Not to mention hungry…
“Roger loved to eat and my mother was a great cook. Every time he’d come by, she’d hide the cakes or whatever in our washing machine, but he could sniff out anything,” Everts recalled. “One day he discovered this big cake and practically ate the whole thing.”
Longtime UMaine coach Walter Abbott, Ellis’ Black Bears teammate in the 1950s, isn’t surprised to hear a tale like that. He has a few of his own.
“Boy he could eat,” Abbott said of his 6-foot-3, 233-pound linemate and Phi Mu Delta fraternity brother. “We’re on this canoe trip one time and I told Bobby Foster not to let Roger near any of the food. We had a big chocolate cream pie and Bobby and Frank Knight paddled across the river. When they came back, all they could see was his ears and a pie plate.
“Another time it was late at night and there were 20 brownies in a brick in foil on a canoe. I bet [former UM and current Harvard football coach] Tim Murphy $50 that they would all be gone in the morning. Murphy didn’t think so because everyone was asleep. The next morning, the only thing left was the tin foil.”
Abbott recalled Ellis as an intense and great player, an intelligent engineering student, a very caring person, a gentle giant, a unique person, and a fellow superstitious athlete.
“I was left guard and he was center so I would always make sure I was on his left side, no matter where we were… cafeteria, class, whatever,” Abbott said. “We were roommates on the road a lot, too.
“We were down at Rhode Island one time and you had to lug your equipment up to your room because the buses wouldn’t lock. We had new equipment so we figured we ought to try it on.
“Well, we started going one on one with each other right in the room and started tearing the place apart. There’s a knock at the door and coach [Jack] Butterfield and the hotel manager are there because they had some noise complaints. Since I was a senior and he was a junior, I told him he had to get the door and I dove in bed with my equipment still on. He told them he dropped his helmet a few times and, I don’t think they believed us, but they left.”

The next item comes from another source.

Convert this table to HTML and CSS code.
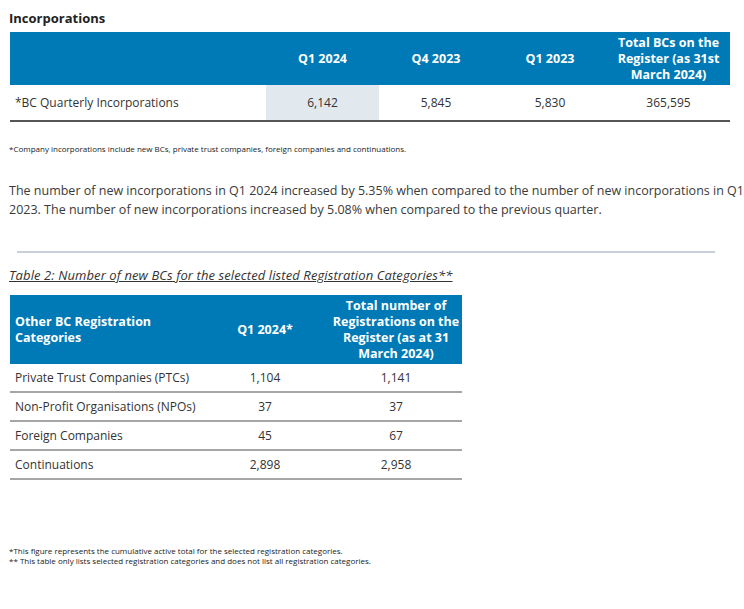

Abbott and Ellis remained in touch through the years, and talked a lot the last three weeks before Ellis’ death.
“He was a solid guy, a good friend and someone you could count on,” Abbott said.
He was also a quintessential dog lover.
“He loved his labs. He called Ace and Sammy his boys,” said Everts. “He would check them in when he stayed in hotels. When he had to leave them behind, he’d give them to friends and even leave a list of TV shows they could watch.”
In lieu of flowers Ellis, who walked dogs for a local animal orphanage, requested that donations be made in the name of “Roger Dog Walker at the Animal Orphanage of Old Town” to any animal protective organization.
Ellis, a Westwood High Hall of Fame member and two-time All-Yankee Conference pick in college, was drafted in the 15th round of the 1959 NFL Draft by the Giants. He lasted until the final cutdown day of preseason and then signed as a free agent with the American Football League’s Titans, with whom he played three seasons as an offensive starter and special teams player.
After working as a district court probation officer for three years (1966-68), Ellis became a Secret Service agent and served on details protecting Vice President Spiro Agnew and Presidents Gerald Ford and George H.W. Bush.
Ellis was predeceased by his parents, George and Anna, and sister Shirley. His remains will be interred with those of his family at Olde Westwood Cemetery. A graveside service will be held at a later date.